>> Begin DATA LINES

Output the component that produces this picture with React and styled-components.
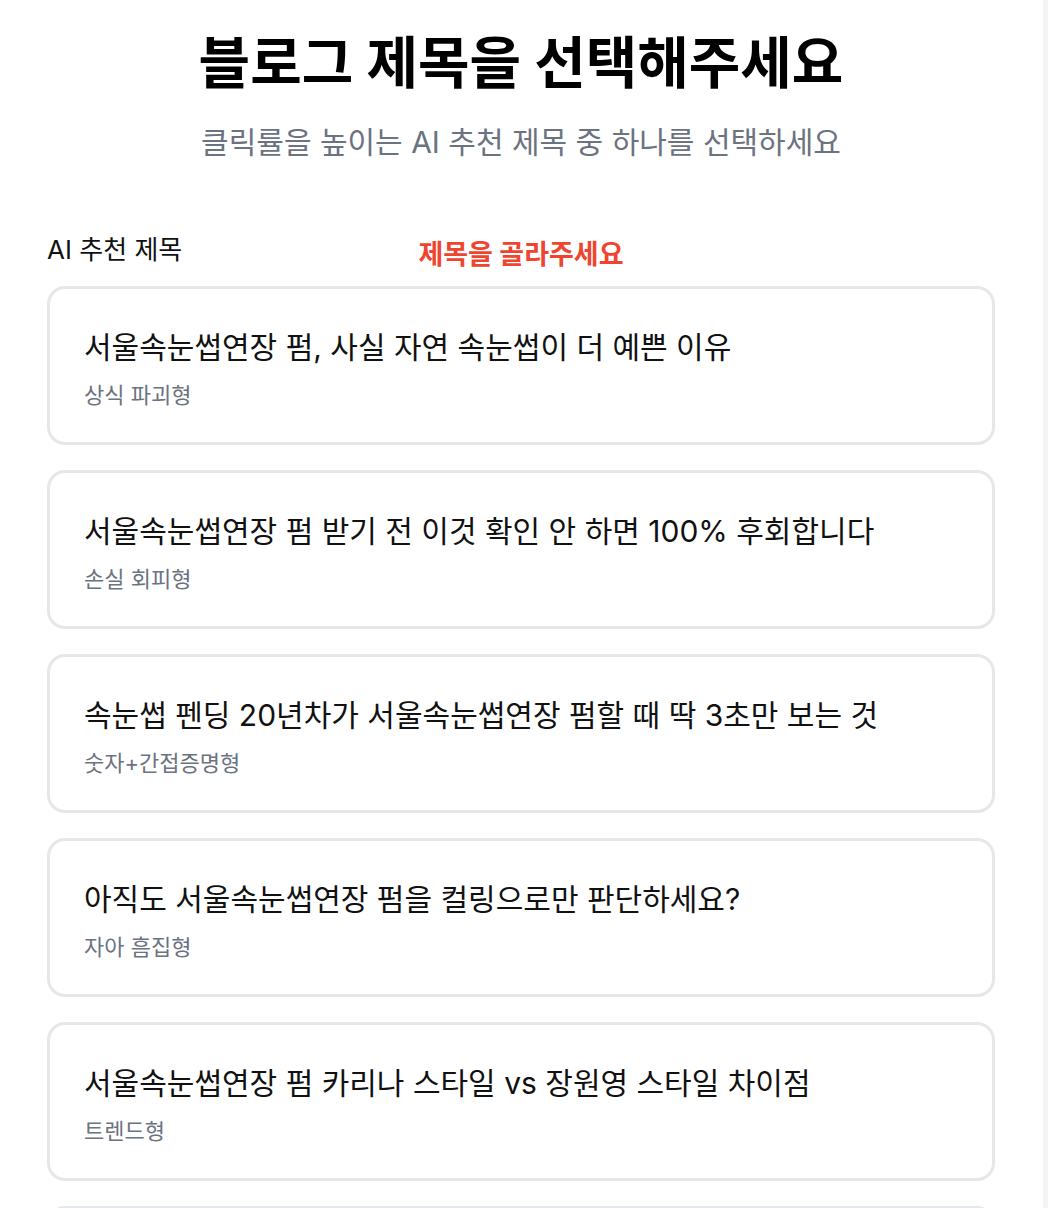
import React from "react";
import styled, { createGlobalStyle } from "styled-components";

const Global = createGlobalStyle`
  html, body { margin: 0; padding: 0; background: #ffffff; }
  body { font-family: Inter, "Noto Sans CJK KR", "Noto Sans", sans-serif; color: #111111; }
  * { box-sizing: border-box; }
`;

const Frame = styled.div`
  display: flex;
  min-height: 1208px;
  width: 100%;
`;

const Main = styled.main`
  flex: 1;
  display: flex;
  flex-direction: column;
  padding: 30px 48px 0 47px;
`;

const ScrollTrack = styled.div`
  width: 5px;
  background: #f4f4f5;
  flex-shrink: 0;
`;

const Heading = styled.h1`
  margin: 0;
  text-align: center;
  font-size: 56px;
  line-height: 67px;
  font-weight: 700;
  color: #000;
`;

const Subheading = styled.p`
  margin: 24px 0 0;
  text-align: center;
  font-size: 30px;
  line-height: 42px;
  font-weight: 400;
  color: #6b7280;
`;

const LabelRow = styled.div`
  margin-top: 71px;
  height: 36px;
  display: grid;
  grid-template-columns: 1fr auto 1fr;
  align-items: center;
`;

const SectionLabel = styled.span`
  font-size: 26px;
  line-height: 36px;
  font-weight: 400;
  color: #111;
  transform: translateY(-2px);
`;

const Hint = styled.span`
  font-size: 27px;
  line-height: 36px;
  font-weight: 700;
  color: #ef4530;
  transform: translateY(3px);
`;

const CardList = styled.div`
  margin-top: 16px;
  display: flex;
  flex-direction: column;
  gap: 25px;
`;

const Card = styled.button`
  all: unset;
  box-sizing: border-box;
  display: flex;
  flex-direction: column;
  gap: 12px;
  height: 159px;
  padding: 37px 34px 0;
  border: 3px solid #e5e7eb;
  border-radius: 18px;
  background: #fff;
  cursor: pointer;
  font-family: Inter, "Noto Sans CJK KR", sans-serif;
`;

const CardTitle = styled.span`
  font-size: 30px;
  line-height: 42px;
  font-weight: 400;
  color: #111;
  white-space: nowrap;
`;

const CardType = styled.span`
  font-size: 22px;
  line-height: 30px;
  font-weight: 400;
  color: #6b7280;
`;

const titles = [
  { title: "서울속눈썹연장 펌, 사실 자연 속눈썹이 더 예쁜 이유", type: "상식 파괴형" },
  { title: "서울속눈썹연장 펌 받기 전 이것 확인 안 하면 100% 후회합니다", type: "손실 회피형" },
  { title: "속눈썹 펜딩 20년차가 서울속눈썹연장 펌할 때 딱 3초만 보는 것", type: "숫자+간접증명형" },
  { title: "아직도 서울속눈썹연장 펌을 컬링으로만 판단하세요?", type: "자아 흠집형" },
  { title: "서울속눈썹연장 펌 카리나 스타일 vs 장원영 스타일 차이점", type: "트렌드형" },
  { title: "서울속눈썹연장 펌 후기 모음", type: "후기형" },
];

export default function App() {
  return (
    <>
      <Global />
      <Frame>
        <Main>
          <Heading>블로그 제목을 선택해주세요</Heading>
          <Subheading>클릭률을 높이는 AI 추천 제목 중 하나를 선택하세요</Subheading>
          <LabelRow>
            <SectionLabel>AI 추천 제목</SectionLabel>
            <Hint>제목을 골라주세요</Hint>
            <span />
          </LabelRow>
          <CardList>
            {titles.map((t) => (
              <Card key={t.title} type="button">
                <CardTitle>{t.title}</CardTitle>
                <CardType>{t.type}</CardType>
              </Card>
            ))}
          </CardList>
        </Main>
        <ScrollTrack />
      </Frame>
    </>
  );
}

>> End DATA LINES

DIRECTIONS | List the lines of the material in which the word "components" occurs.

WRITTEN SOLUTION |
Output the component that produces this picture with React and styled-components.
import styled, { createGlobalStyle } from "styled-components";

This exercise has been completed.